Tuesday, January 17, 2012

New Transportation Rules Preventing Driver/Pilot Fatigue Don’t Go Far Enough

As discussed in an earlier blog post, driver fatigue plays a role in far too many truck and plane crashes and is one of the greatest threats to transportation safety. Every year both truck driver and pilot fatigue contribute to thousands of crashes and deaths in the trucking and aviation industries.
As I state on my website, despite federal “in service” regulations put in place to ensure drivers do not drive while sleep deprived,  “less principled companies do cut corners and ‘overlook’ the hours-of-service regulations that legally limit the number of hours that a trucker can drive per week. As a result, 40-ton commercial tractor-trailer rigs are being operated on our highways by sleep deprived drivers every day.”  The ramifications of this negligence are staggering: The Highway Traffic Safety Administration estimates that 30% of the deaths and 70% of highway injuries are the result of negligently operated trucks by fatigued drivers.

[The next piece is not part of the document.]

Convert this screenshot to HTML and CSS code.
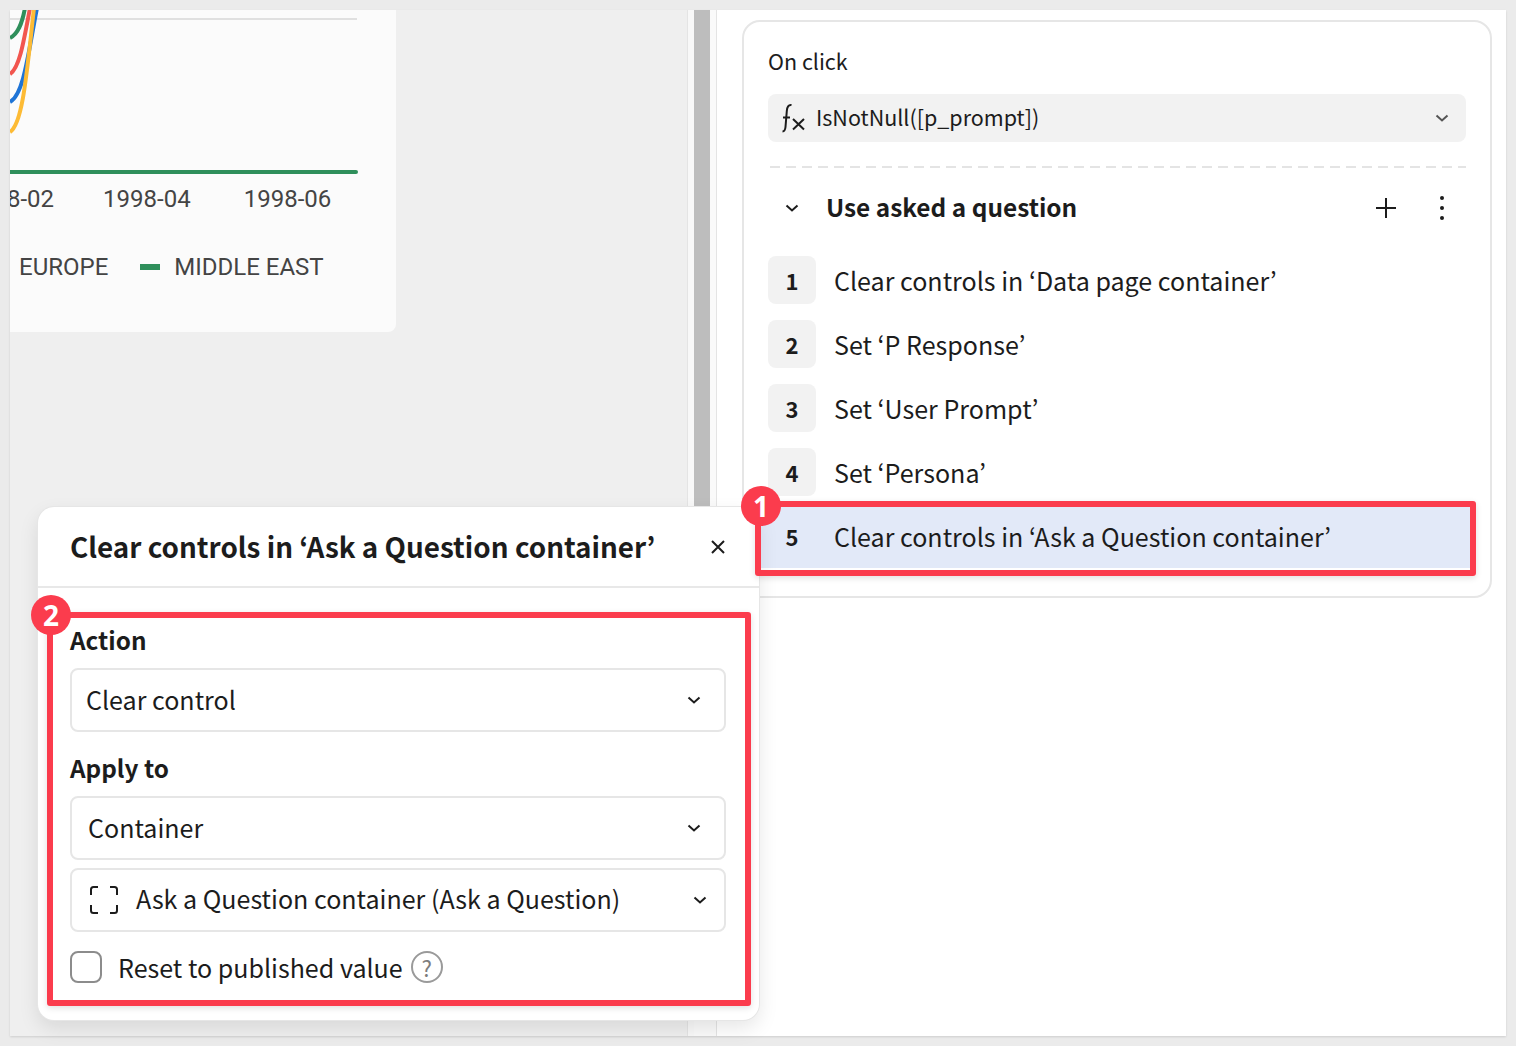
FILE: index.html
```html
<html>
<head>
  <title>Clear controls action</title>
  <link rel="stylesheet" href="styles.css">
</head>
<body>
  <div class="frame">
    <div class="left-pane">
      <div class="chart-card">
        <svg class="plot" width="386" height="166" viewBox="0 0 386 166">
          <line class="grid-line" x1="0" y1="9" x2="347" y2="9"></line>
          <path class="curve" stroke="#2f8f5b" d="M0 28 C8 24 12 14 15 -2"></path>
          <path class="curve" stroke="#f2564f" d="M0 64 C9 58 13 36 20 -2"></path>
          <path class="curve" stroke="#1f74d6" d="M0 92 C14 84 18 44 27 -2"></path>
          <path class="curve" stroke="#fdbb35" d="M0 122 C13 114 17 60 24 -2"></path>
          <line class="base-line" x1="0" y1="162" x2="346" y2="162"></line>
        </svg>
        <div class="axis-labels">
          <span>8-02</span>
          <span>1998-04</span>
          <span class="last-label">1998-06</span>
        </div>
        <div class="legend">
          <span>EUROPE</span>
          <i class="legend-mark"></i>
          <span>MIDDLE EAST</span>
        </div>
      </div>
    </div>
    <div class="sash"></div>
    <div class="right-pane">
      <div class="action-card">
        <div class="field-label">On click</div>
        <div class="formula">
          <svg class="fx-icon" width="24" height="30" viewBox="0 0 24 30">
            <path d="M9.5 2 C6.5 1.5 5 4 4.8 8 L3.5 24 C3.2 27 2.5 28.5 0.5 28.5 M1 14.5 H8"></path>
            <path d="M11 16 L22 26.5 M22 16 L11 26.5"></path>
          </svg>
          <span class="formula-text">IsNotNull([p_prompt])</span>
          <svg class="chevron chevron-grey" width="14" height="8" viewBox="0 0 14 8"><path d="M1.5 1.5 L7 6.5 L12.5 1.5"></path></svg>
        </div>
        <div class="dash-line"></div>
        <div class="sequence-head">
          <svg class="chevron seq-chevron" width="14" height="8" viewBox="0 0 14 8"><path d="M1.5 1.5 L7 6.5 L12.5 1.5"></path></svg>
          <h2>Use asked a question</h2>
          <svg class="plus-icon" width="20" height="20" viewBox="0 0 20 20"><path d="M10 0 V20 M0 10 H20"></path></svg>
          <svg class="dots-icon" width="4" height="24" viewBox="0 0 4 24"><circle cx="2" cy="2" r="2"></circle><circle cx="2" cy="12" r="2"></circle><circle cx="2" cy="22" r="2"></circle></svg>
        </div>
        <div class="step"><b>1</b><span>Clear controls in ‘Data page container’</span></div>
        <div class="step"><b>2</b><span>Set ‘P Response’</span></div>
        <div class="step"><b>3</b><span>Set ‘User Prompt’</span></div>
        <div class="step"><b>4</b><span>Set ‘Persona’</span></div>
        <div class="step step-active"><b>5</b><span>Clear controls in ‘Ask a Question container’</span></div>
      </div>
    </div>
  </div>

  <div class="popover">
    <div class="popover-head">
      <h1>Clear controls in ‘Ask a Question container’</h1>
      <svg class="close-icon" width="14" height="14" viewBox="0 0 14 14"><path d="M1 1 L13 13 M13 1 L1 13"></path></svg>
    </div>
    <div class="popover-body">
      <label>Action</label>
      <div class="select select-action">
        <span>Clear control</span>
        <svg class="chevron" width="14" height="8" viewBox="0 0 14 8"><path d="M1.5 1.5 L7 6.5 L12.5 1.5"></path></svg>
      </div>
      <label class="apply-label">Apply to</label>
      <div class="select">
        <span>Container</span>
        <svg class="chevron" width="14" height="8" viewBox="0 0 14 8"><path d="M1.5 1.5 L7 6.5 L12.5 1.5"></path></svg>
      </div>
      <div class="select select-target">
        <svg class="frame-icon" width="28" height="28" viewBox="0 0 28 28">
          <path d="M1 9 V3.5 Q1 1 3.5 1 H8 M20 1 H24.5 Q27 1 27 3.5 V9 M27 19 V24.5 Q27 27 24.5 27 H20 M8 27 H3.5 Q1 27 1 24.5 V19"></path>
        </svg>
        <span>Ask a Question container (Ask a Question)</span>
        <svg class="chevron" width="14" height="8" viewBox="0 0 14 8"><path d="M1.5 1.5 L7 6.5 L12.5 1.5"></path></svg>
      </div>
      <div class="check-row">
        <i class="checkbox"></i>
        <span>Reset to published value</span>
        <i class="help">?</i>
      </div>
    </div>
  </div>

  <div class="callout callout-one"></div>
  <div class="callout callout-two"></div>
  <div class="badge badge-one">1</div>
  <div class="badge badge-two">2</div>
</body>
</html>
```

FILE: styles.css
```css
body {
  margin: 0;
  width: 1516px;
  height: 1046px;
  overflow: hidden;
  background-color: #ebebeb;
  color: #1c1c1c;
  font-family: "Noto Sans CJK KR", "Noto Sans", sans-serif;
  position: relative;
}

.frame {
  margin: 10px;
  height: 1026px;
  display: flex;
  overflow: hidden;
  box-shadow: 0 1px 2px rgba(0, 0, 0, 0.12);
}

/* Left side with the chart */
.left-pane {
  width: 677px;
  background-color: #efefef;
  border-right: 1px solid #e4e4e4;
}

.chart-card {
  width: 386px;
  height: 322px;
  background-color: #fbfbfb;
  border-bottom-right-radius: 8px;
  overflow: hidden;
  font-family: Roboto, sans-serif;
  font-size: 24px;
  color: #444444;
}

.plot {
  display: block;
}

.curve {
  fill: none;
  stroke-width: 4;
}

.grid-line {
  stroke: #e0e0e0;
  stroke-width: 2;
}

.base-line {
  stroke: #2f8f5b;
  stroke-width: 4;
  stroke-linecap: round;
}

.axis-labels {
  display: flex;
  gap: 49px;
  margin-left: -3px;
  margin-top: 9px;
  line-height: 28px;
  white-space: nowrap;
}

.last-label {
  margin-left: 4px;
}

.legend {
  display: flex;
  align-items: center;
  margin-left: 9px;
  margin-top: 40px;
  line-height: 28px;
}

.legend-mark {
  width: 20px;
  height: 6px;
  margin-left: 32px;
  margin-right: 14px;
  background-color: #2f8f5b;
}

.sash {
  width: 29px;
  flex: none;
  box-sizing: border-box;
  background-color: #fafafa;
  border-left: 6px solid #f8f8f8;
  border-right: 1px solid #e4e4e4;
  background-image: linear-gradient(#bdbdbd, #bdbdbd);
  background-size: 16px 600px;
  background-repeat: no-repeat;
}

/* Right side with the action list */
.right-pane {
  flex: 1;
  background-color: #ffffff;
  padding: 10px 14px 0 25px;
}

.action-card {
  box-sizing: border-box;
  height: 578px;
  border: 2px solid #e6e6e6;
  border-radius: 18px;
  padding: 21px 24px 0 24px;
}

.field-label {
  font-size: 21.5px;
  line-height: 36px;
}

.formula {
  height: 48px;
  margin-top: 15px;
  display: flex;
  align-items: center;
  padding: 0 17px 0 14px;
  background-color: #f2f2f2;
  border-radius: 8px;
  font-size: 21.5px;
}

.fx-icon {
  fill: none;
  stroke: #1c1c1c;
  stroke-width: 2;
  margin-right: 10px;
}

.formula-text {
  flex: 1;
  padding-bottom: 4px;
}

.chevron {
  fill: none;
  stroke: #1c1c1c;
  stroke-width: 2;
}

.chevron-grey {
  stroke: #555555;
}

.dash-line {
  height: 2px;
  margin: 24px 0 0 2px;
  background-image: repeating-linear-gradient(to right, #e4e4e4 0, #e4e4e4 10px, transparent 10px, transparent 16px);
}

.sequence-head {
  display: flex;
  align-items: center;
  height: 80px;
  margin-bottom: 8px;
}

.seq-chevron {
  margin-left: 17px;
  margin-right: 27px;
}

.sequence-head h2 {
  flex: 1;
  margin: 0 0 4px;
  font-size: 24.4px;
  font-weight: 600;
}

.plus-icon {
  fill: none;
  stroke: #1c1c1c;
  stroke-width: 2;
  margin-right: 44px;
}

.dots-icon {
  fill: #1c1c1c;
  margin-right: 22px;
}

.step {
  display: flex;
  align-items: center;
  height: 48px;
  margin-bottom: 16px;
  font-size: 25.05px;
}

.step b {
  width: 48px;
  height: 48px;
  margin-right: 18px;
  flex: none;
  display: flex;
  align-items: center;
  justify-content: center;
  background-color: #f2f2f2;
  border-radius: 8px;
  font-size: 22px;
  font-weight: 600;
}

.step-active {
  margin: -8px -6px 0 -8px;
  padding: 8px 0 8px 8px;
  background-color: #e2e9f8;
}

.step-active b {
  background-color: transparent;
}

/* Popover for the selected action */
.popover {
  position: absolute;
  left: 38px;
  top: 507px;
  width: 721px;
  height: 513px;
  background-color: #ffffff;
  border-radius: 16px;
  box-shadow: 0 0 0 1px #e6e6e6, 0 8px 20px rgba(0, 0, 0, 0.1);
}

.popover-head {
  box-sizing: border-box;
  height: 81px;
  display: flex;
  align-items: center;
  padding: 0 34px 2px 32px;
  border-bottom: 2px solid #e8e8e8;
}

.popover-head h1 {
  flex: 1;
  margin: 0;
  font-size: 27.85px;
  font-weight: 600;
}

.close-icon {
  fill: none;
  stroke: #1c1c1c;
  stroke-width: 2;
  margin-top: 2px;
}

.popover-body {
  padding: 32px 33px 0 32px;
}

.popover-body label {
  display: block;
  font-size: 24.3px;
  font-weight: 600;
  line-height: 40px;
}

.popover-body .apply-label {
  margin-top: 16px;
}

.select {
  box-sizing: border-box;
  height: 64px;
  margin-top: 8px;
  display: flex;
  align-items: center;
  justify-content: space-between;
  padding: 0 23px 0 16px;
  border: 2px solid #e6e6e6;
  border-radius: 8px;
  font-size: 25.05px;
}

.select span {
  padding-bottom: 2px;
}

.select-action {
  padding-left: 14px;
}

.select-target {
  padding-left: 18px;
  padding-right: 17px;
}

.select-target span {
  flex: 1;
  margin-left: 18px;
  padding-bottom: 4px;
}

.frame-icon {
  fill: none;
  stroke: #1c1c1c;
  stroke-width: 2;
}

.check-row {
  display: flex;
  align-items: center;
  margin-top: 19px;
  font-size: 25.05px;
  line-height: 32px;
}

.checkbox {
  width: 32px;
  height: 32px;
  box-sizing: border-box;
  border: 2px solid #8c8c8c;
  border-radius: 8px;
  margin-right: 16px;
}

.help {
  width: 32px;
  height: 32px;
  margin-left: 8px;
  box-sizing: border-box;
  border: 2px solid #9a9a9a;
  border-radius: 50%;
  display: flex;
  align-items: center;
  justify-content: center;
  font-style: normal;
  font-size: 22px;
  color: #7d7d7d;
}

/* Red tutorial annotations */
.callout {
  position: absolute;
  box-sizing: border-box;
  border: 6px solid #fb3c4d;
  border-radius: 3px;
  box-shadow: 0 2px 6px rgba(0, 0, 0, 0.12);
}

.callout-one {
  left: 755px;
  top: 501px;
  width: 721px;
  height: 75px;
}

.callout-two {
  left: 47px;
  top: 612px;
  width: 704px;
  height: 394px;
}

.badge {
  position: absolute;
  width: 40px;
  height: 40px;
  border-radius: 50%;
  background-color: #fb3c4d;
  color: #ffffff;
  font-family: "Open Sans", sans-serif;
  font-size: 28px;
  font-weight: 700;
  line-height: 40px;
  text-align: center;
}

.badge-one {
  left: 741px;
  top: 486px;
}

.badge-two {
  left: 31px;
  top: 595px;
}
```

Just as serious, but less reported in the media is pilot fatigue. However, pilot fatigue is now in the news. As you may have heard reported, in December 2011 the Federal Aviation Administration announced new rules to reduce potentially dangerous pilot fatigue .
An editorial recently published by USA today is highly critical of the new transportation rules for both trucking and aviation. The editorial claims that while the new rules are more realistic, they fall short of what is truly needed.
As a personal injury lawyer, I agree the new rules don’t go far enough to protect the drivers, pilots, passengers and bystanders that have been seriously injured by driver and pilot fatigue. It is important to keep pushing this issue until rules are in place that truly protect the roads and airspace, and ensure that companies follow the regulations.
Take care and be well ~ Stephen Glassman, St. Louis personal injury attorney.